The MIUI 12.5 skin over the Android 11 operating system is clean and flat. A unique feature is floating windows, which allows one to position a second app in a movable letterbox overlay above a full-screen app. Compatibility is key, however. For example, Instagram will not work in that format.
Worthy of mention is Xiaomi’s dedication to including a protective case in the box of nearly every device launched. The case that came with our review set is a clear TPU one with a slight matte treatment. Nothing to shout about, but it will protect the phone from scuffles until your order for a better case arrives.
Display and battery Life
The front-facing real estate of the device is thoroughly maximised. With its 91.4 per cent screen-to-body ratio, the 6.81-inch AMOLED, Gorilla Glass Invictus-hardened display is nearly all you will see when you look at the Mi 11 right in the face.
Xiaomi has opted for a curved screen that makes the Mi 11’s edges look razor-thin, but the joint between the screen and body can cut into your palms after some time.
While palm rejection is very decent, content displayed on the edges of the screen can be distorted when viewed upfront. My personal preference, for usability and ergonomic reasons, is always a flat display.
The Mi 11 has a 20:9 display. While the narrower width makes it easier to hold, productivity in landscape mode is a bit of a pickle. I am also not a fan of the wider letterboxing on the left and right sides while consuming video content.
The Mi 11’s AMOLED screen claim 1,500-nits for maximum brightness, and is absolutely lovely to use under shade. There is an option in settings to lower the minimum brightness to as low as 2.1 nits – nifty for when one is in a cinema, for instance.
The screen’s reflectiveness does take some of the shine (pun intended) off the Mi 11’s usability under direct sunlight, however. During my tests on a cloudy midday, I find myself struggling to examine shots taken.
The buttery-smooth 120Hz display is satisfying, though the maximum brightness of the display is lower than when it is running at 60Hz response rate. This is likely a nod to the battery impact of the feature. The Mi 11 also adapts by dropping to 60Hz when the display is static, to save some juice.
The Mi 11 may feature a 4,600mAh battery pack, but it can chomp through the reserves quickly if one is not careful. In my tests, battery life dropped by 15 per cent after less than an hour of picture taking, and that was with the display locked to a 60Hz refresh rate.

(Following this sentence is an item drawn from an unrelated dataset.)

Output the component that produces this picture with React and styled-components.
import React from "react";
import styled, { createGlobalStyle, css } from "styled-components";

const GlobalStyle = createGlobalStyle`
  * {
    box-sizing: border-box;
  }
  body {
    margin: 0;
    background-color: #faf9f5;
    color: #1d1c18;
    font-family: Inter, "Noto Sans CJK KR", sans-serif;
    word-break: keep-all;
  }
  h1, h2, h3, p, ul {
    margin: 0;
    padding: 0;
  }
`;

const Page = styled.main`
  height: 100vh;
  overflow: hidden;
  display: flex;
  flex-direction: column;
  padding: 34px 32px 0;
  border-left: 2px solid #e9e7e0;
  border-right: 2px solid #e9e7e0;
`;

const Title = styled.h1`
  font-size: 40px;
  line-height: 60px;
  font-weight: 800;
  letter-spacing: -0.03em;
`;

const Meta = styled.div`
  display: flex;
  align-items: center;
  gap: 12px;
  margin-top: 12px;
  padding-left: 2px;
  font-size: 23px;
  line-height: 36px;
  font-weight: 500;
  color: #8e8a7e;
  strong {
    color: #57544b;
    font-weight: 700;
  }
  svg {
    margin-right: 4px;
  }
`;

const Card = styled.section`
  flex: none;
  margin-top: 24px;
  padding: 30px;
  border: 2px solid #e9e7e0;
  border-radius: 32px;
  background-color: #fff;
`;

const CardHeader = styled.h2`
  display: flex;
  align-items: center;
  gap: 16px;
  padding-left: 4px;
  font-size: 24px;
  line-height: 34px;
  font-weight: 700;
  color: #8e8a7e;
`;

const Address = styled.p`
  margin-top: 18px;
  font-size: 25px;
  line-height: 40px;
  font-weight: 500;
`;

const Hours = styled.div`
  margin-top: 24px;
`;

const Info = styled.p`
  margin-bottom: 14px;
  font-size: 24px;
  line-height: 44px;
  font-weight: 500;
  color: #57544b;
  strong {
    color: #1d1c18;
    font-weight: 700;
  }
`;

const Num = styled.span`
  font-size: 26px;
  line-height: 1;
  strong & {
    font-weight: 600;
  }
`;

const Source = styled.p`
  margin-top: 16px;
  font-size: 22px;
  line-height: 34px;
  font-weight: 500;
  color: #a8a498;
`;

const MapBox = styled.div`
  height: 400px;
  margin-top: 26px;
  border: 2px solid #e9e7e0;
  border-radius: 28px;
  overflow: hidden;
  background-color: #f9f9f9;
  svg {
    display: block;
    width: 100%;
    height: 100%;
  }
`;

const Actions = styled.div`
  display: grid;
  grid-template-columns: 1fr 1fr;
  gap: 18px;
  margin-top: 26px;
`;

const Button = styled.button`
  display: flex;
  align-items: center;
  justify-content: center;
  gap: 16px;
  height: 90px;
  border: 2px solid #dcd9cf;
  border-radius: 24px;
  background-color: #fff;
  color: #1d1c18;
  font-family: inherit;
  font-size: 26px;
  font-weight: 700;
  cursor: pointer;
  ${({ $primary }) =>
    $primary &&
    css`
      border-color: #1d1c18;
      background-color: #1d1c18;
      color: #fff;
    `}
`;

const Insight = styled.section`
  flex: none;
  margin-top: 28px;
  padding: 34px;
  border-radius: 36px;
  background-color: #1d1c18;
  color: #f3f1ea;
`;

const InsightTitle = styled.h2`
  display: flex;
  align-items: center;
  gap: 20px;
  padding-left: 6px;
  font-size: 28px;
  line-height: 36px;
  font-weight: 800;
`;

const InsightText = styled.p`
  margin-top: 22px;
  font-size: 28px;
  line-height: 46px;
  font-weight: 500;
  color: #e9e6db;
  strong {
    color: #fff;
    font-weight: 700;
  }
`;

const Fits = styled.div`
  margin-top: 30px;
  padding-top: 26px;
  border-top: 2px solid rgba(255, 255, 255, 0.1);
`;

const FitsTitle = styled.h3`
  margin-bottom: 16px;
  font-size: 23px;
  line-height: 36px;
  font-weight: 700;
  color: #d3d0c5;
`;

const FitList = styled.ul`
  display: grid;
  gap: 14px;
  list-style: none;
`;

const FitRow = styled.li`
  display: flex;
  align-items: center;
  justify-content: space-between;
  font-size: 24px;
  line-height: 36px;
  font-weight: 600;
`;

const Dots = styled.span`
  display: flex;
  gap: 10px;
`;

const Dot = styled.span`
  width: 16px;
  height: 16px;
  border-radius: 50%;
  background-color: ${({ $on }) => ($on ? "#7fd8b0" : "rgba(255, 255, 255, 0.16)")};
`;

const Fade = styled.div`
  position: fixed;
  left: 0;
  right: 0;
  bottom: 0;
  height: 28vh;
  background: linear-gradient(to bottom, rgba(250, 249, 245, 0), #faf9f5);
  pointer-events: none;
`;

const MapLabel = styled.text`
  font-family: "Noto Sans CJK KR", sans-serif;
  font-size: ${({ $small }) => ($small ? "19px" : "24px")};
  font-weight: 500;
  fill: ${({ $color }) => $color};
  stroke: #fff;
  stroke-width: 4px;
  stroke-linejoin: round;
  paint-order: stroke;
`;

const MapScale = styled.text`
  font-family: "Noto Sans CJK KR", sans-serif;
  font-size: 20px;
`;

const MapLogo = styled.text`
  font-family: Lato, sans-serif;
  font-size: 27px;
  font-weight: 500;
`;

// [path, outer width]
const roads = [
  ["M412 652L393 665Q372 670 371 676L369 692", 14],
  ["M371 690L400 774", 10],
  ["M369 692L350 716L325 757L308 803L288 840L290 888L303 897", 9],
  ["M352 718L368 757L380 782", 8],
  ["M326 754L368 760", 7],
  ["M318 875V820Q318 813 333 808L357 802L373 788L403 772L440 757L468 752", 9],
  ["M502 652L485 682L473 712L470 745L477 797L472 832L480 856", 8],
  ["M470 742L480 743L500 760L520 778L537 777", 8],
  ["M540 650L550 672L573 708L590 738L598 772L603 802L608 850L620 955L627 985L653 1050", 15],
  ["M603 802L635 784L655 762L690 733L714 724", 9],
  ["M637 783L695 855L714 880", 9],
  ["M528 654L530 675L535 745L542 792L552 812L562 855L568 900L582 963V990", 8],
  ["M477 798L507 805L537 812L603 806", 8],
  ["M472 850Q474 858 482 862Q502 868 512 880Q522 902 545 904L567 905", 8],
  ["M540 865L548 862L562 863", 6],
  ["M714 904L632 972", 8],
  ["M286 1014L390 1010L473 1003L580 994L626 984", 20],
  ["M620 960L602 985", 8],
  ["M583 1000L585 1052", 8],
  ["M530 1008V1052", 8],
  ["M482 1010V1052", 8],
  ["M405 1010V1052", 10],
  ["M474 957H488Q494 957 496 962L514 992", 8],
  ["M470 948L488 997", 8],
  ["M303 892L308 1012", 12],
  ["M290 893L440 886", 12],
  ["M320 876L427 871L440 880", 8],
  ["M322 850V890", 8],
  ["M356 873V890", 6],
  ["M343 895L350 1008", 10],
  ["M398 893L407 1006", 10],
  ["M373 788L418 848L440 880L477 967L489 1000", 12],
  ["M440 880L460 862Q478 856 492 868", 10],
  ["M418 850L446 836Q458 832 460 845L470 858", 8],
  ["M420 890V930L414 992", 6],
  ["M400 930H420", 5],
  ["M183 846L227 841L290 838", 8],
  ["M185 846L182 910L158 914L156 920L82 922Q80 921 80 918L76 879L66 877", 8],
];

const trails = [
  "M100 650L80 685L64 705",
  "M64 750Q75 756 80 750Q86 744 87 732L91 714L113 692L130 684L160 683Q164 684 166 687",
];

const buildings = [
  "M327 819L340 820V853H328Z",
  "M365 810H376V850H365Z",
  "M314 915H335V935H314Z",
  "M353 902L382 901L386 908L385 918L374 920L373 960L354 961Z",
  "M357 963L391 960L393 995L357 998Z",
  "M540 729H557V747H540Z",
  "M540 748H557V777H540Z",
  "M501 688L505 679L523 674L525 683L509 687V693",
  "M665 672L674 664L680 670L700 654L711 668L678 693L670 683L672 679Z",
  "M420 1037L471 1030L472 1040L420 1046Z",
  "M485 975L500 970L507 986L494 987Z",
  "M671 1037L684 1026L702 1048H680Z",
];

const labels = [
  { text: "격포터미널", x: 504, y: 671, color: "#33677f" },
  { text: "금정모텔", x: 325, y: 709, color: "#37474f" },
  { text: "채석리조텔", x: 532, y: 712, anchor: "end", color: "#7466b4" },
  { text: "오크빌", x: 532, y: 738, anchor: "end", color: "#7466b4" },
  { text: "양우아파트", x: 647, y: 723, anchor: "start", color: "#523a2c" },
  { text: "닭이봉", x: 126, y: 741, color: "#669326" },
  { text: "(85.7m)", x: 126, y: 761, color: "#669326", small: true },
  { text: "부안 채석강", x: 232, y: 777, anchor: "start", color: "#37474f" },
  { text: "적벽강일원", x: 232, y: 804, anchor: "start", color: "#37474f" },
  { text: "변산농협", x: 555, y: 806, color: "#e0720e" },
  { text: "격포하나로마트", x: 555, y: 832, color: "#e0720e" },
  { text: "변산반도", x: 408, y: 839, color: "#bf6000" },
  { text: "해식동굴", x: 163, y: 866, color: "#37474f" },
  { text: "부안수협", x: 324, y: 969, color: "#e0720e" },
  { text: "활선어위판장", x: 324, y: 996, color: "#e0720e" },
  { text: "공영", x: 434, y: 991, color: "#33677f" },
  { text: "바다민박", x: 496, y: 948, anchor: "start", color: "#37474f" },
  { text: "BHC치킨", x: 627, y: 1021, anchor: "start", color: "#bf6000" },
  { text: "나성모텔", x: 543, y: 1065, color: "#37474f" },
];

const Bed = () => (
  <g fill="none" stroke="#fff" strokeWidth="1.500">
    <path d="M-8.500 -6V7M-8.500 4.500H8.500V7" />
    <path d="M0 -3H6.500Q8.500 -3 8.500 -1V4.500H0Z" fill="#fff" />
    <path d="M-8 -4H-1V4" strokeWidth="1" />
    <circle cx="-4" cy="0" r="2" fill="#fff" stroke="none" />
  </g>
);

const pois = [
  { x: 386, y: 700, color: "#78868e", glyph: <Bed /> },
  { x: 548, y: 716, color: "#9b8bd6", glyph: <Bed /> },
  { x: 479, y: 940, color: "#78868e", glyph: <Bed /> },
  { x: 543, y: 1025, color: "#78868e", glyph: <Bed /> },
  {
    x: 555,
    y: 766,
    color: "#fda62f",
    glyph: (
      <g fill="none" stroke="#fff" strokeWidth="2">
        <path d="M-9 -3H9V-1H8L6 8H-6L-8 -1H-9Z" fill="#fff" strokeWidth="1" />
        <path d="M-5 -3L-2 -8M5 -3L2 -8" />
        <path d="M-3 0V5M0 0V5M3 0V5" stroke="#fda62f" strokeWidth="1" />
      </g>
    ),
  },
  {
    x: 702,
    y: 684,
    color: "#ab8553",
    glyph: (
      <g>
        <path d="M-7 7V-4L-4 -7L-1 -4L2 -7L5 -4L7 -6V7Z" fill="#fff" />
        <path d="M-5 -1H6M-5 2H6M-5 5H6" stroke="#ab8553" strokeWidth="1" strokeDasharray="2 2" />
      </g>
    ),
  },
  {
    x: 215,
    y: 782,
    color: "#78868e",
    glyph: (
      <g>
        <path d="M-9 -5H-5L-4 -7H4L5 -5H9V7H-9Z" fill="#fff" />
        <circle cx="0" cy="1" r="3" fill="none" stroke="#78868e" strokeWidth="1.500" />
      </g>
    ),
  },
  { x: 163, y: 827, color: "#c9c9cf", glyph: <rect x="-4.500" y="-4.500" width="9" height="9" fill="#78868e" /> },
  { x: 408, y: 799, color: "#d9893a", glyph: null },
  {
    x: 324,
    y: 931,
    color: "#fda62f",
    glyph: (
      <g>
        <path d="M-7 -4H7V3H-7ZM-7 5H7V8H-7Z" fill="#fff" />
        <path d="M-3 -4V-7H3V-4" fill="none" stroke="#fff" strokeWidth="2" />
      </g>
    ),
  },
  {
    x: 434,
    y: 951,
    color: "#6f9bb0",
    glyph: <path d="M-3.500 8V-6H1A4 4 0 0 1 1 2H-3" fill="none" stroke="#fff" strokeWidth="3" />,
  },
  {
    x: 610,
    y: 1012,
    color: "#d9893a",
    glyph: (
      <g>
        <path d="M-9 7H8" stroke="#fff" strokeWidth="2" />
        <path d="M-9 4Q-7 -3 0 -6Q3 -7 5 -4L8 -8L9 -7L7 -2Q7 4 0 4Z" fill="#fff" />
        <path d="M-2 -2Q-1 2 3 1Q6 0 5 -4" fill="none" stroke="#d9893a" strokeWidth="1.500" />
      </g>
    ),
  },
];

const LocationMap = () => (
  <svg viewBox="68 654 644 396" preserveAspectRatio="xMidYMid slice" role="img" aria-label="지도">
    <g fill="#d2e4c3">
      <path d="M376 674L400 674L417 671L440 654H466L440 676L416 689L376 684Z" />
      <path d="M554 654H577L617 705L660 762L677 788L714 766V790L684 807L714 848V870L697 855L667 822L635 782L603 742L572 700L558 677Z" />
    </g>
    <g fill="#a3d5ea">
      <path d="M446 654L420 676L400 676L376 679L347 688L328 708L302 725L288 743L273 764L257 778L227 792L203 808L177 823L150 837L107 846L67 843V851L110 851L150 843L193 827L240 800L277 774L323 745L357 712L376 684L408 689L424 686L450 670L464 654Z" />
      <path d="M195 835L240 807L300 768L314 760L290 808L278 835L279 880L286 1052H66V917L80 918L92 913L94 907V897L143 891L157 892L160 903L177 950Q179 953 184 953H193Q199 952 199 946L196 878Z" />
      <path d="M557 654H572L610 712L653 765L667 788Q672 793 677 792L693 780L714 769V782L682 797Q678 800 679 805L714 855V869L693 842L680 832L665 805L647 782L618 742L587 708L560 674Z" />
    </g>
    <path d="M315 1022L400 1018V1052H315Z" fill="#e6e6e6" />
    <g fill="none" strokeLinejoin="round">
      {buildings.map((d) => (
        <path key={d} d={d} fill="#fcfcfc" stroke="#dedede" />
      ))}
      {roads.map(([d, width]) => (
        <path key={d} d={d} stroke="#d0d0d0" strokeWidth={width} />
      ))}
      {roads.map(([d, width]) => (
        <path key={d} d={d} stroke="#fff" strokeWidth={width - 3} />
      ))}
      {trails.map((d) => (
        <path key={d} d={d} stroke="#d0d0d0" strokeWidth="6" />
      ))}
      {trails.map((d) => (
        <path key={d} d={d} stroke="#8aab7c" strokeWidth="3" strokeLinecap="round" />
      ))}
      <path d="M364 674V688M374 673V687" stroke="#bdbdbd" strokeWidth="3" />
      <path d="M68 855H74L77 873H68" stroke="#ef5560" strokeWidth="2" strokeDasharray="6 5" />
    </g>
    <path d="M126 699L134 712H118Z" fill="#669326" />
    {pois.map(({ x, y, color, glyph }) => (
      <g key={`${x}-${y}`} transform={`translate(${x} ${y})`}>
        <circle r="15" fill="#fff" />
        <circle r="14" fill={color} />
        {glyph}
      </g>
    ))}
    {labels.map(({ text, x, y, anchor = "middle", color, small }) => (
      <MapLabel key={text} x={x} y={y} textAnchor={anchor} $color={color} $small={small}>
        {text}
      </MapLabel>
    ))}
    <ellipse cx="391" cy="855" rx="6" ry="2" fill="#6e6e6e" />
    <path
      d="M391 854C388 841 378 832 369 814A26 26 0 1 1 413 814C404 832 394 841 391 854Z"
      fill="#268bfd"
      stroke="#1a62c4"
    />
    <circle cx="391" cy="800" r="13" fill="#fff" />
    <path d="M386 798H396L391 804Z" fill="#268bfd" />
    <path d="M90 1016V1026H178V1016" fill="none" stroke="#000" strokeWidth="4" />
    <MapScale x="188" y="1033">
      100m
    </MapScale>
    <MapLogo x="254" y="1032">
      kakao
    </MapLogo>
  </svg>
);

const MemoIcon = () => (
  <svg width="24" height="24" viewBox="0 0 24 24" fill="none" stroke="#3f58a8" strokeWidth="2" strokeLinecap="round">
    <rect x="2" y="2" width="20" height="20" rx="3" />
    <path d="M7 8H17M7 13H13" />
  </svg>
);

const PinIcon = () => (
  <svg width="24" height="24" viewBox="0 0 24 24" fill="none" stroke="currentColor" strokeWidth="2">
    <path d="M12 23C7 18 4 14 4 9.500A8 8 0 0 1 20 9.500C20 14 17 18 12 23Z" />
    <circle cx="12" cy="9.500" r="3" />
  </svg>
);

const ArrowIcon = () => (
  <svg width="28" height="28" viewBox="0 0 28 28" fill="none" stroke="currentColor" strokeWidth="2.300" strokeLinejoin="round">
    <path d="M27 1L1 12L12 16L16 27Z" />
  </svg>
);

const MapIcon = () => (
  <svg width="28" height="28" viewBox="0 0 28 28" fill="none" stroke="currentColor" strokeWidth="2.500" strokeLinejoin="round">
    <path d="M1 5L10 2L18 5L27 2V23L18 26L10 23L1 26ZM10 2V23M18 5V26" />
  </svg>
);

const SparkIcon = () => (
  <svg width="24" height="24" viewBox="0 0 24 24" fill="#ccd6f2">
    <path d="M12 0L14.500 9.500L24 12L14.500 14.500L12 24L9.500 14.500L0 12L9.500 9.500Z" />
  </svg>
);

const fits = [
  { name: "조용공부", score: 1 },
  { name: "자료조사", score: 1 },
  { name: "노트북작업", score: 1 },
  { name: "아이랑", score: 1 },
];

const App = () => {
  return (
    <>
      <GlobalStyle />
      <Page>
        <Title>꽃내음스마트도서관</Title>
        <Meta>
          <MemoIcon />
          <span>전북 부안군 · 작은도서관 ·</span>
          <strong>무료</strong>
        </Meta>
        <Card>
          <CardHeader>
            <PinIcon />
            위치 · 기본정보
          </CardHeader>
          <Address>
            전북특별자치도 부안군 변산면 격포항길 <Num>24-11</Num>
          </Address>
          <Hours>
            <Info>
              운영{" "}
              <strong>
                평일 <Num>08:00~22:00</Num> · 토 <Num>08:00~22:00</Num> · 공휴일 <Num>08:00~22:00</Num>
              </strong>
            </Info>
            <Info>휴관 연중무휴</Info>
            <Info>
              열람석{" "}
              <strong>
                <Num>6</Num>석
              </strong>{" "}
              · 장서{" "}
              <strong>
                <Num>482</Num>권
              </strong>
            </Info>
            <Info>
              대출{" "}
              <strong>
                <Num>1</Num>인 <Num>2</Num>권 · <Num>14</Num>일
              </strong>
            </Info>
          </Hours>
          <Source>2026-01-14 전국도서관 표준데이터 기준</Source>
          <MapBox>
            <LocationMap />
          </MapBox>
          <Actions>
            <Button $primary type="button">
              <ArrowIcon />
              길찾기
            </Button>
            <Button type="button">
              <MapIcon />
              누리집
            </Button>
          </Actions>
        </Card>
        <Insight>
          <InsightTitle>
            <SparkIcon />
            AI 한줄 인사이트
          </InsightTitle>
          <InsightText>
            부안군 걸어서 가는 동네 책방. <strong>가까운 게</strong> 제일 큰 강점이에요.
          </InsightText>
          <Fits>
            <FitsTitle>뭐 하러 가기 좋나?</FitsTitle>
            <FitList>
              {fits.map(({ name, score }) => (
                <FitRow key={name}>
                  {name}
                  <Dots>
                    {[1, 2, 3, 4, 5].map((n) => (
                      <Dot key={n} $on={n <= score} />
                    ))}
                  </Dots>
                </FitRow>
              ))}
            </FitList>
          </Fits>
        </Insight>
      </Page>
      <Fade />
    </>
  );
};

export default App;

The saving grace is that the device is quick to charge. The Mi 11 supports 55W wired charging and 50W wireless charging. Our review box set comes with a charger – an increasingly endangered complement within a new phone bundle – and one that supports the fastest rated charge rate at that. In my tests, the device charged nearly 80 per cent of the power pack in 30 over minutes.
The Mi 11’s main camera uses a 108-megapixel, 1/1.33-inch Samsung sensor with 0.8µm pixels – similar to the setup in the Mi 10 and Mi 10 Pro. With a Quad-Bayer RGGB filter and pixel binning, the main camera combines four adjacent pixels to produce a 27-megapixel image.
The sensor is paired with a stabilised 8-element lens. The f/1.85 aperture here is slightly narrower than the f/1.69 one on the Mi 10.
The ultrawide camera features a 13-megapixel OmniVision sensor with 1.12µm pixels and 14mm f/2.4 lens. The focus is fixed.
The (super)macro camera uses a 5-megapixel Samsung 1/5-inch sensor with 1.12µm pixels and 48mm f/2.4 telemacro lens. The autofocus works at distances between 3cm and 9cm, which means you do have to be really close to your subject for it to work.
Starting with the telemacro, it is not the usual “2.5x zoom” you find on most smart devices today. I prefer to think of it as a creative lens to capture tiny details in larger-than-life formats.
At its magnification, the image preview shifts even as you breathe. Take some time to frame and capture a few shots, or you may find creative latitude combining its use with a mobile tripod.
The inclusion of a special-use telemacro lens leaves the Mi 11 with its main and ultrawide cameras (in addition to the front-facing camera) to capture most of your other moments in life. If I had my way, I’d rather have the Mi 11 stick to a telephoto lens for versatility.
Xiaomi helpfully includes 2x, 5x, 10x, and 30x zoom modes in the camera app, but make no mistake – they are digitally cropped from the main camera output.
The Xiaomi Mi 11 is an all-rounded flagship priced lower than the competition. The matte back is an excellent design choice. Its body is reminiscent of every modern flagship and passes the test, but the curved edge screen is a design choice that some users may not like.
The battery is capacious, but will probably just nearly get you through the day. The cameras are plenty good for general use, but lack a general-use telephoto lens, and just a teeny bit imperfect for a near 4-digit sticker price.
I will personally top up for a no-compromise, top-of-the-line product, but that is also because I have reservations about the screen design.
The midrange segment has also grown exponentially – give the handsets at the S$500 price point a try, and decide if you can accept their compromises before putting down twice the cash for this competent device.